Variations and Related Problems

Understanding the inversion counting problem can help you solve related problems:

1. Counting Inversions in a Range: Count inversions where the difference between elements is greater than a given value.
2. Minimum Swaps to Sort: The minimum number of swaps required to sort an array is closely related to the number of inversions.
3. Longest Increasing Subsequence: While not directly related, both problems involve analyzing the order of elements in an array.

Interview Tips

If you encounter this problem in an interview, keep these points in mind:

1. Clarify the Problem: Make sure you understand what constitutes an inversion.
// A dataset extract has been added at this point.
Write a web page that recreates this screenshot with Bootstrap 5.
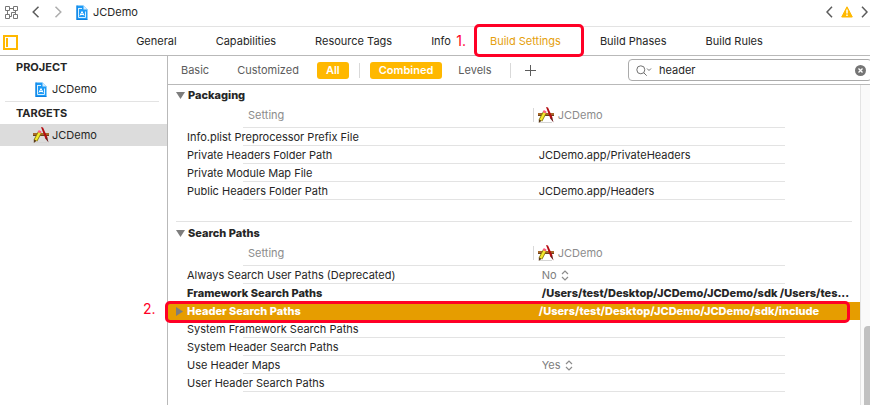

Ask about handling duplicates if it’s not clear.
2. Discuss the Naive Approach: Start by mentioning the O(n^2) solution. This shows you can think of simple solutions before optimizing.
3. Explain Your Thought Process: As you move towards the merge sort solution, explain your reasoning. Interviewers are often more interested in your problem-solving approach than the final code.
4. Analyze Complexity: Be prepared to discuss both time and space complexity of your solution.
5. Consider Edge Cases: Discuss how your solution handles empty arrays, arrays with one element, or already sorted/reverse sorted arrays.

Conclusion

Counting inversions using merge sort is a classic problem that elegantly combines sorting and counting. It’s a prime example of how modifying a well-known algorithm can solve seemingly unrelated problems efficiently. By understanding this problem, you’re not just learning about inversions; you’re honing your skills in algorithmic thinking, divide-and-conquer strategies, and efficient problem-solving.

As you continue your journey in coding education and programming skills development, remember that problems like these are stepping stones to mastering algorithmic thinking. They prepare you not just for technical interviews at major tech companies, but for tackling complex computational problems in your future career.

Keep practicing, keep exploring variations of this problem, and most importantly, keep thinking about how you can apply these concepts to solve real-world problems. Happy coding!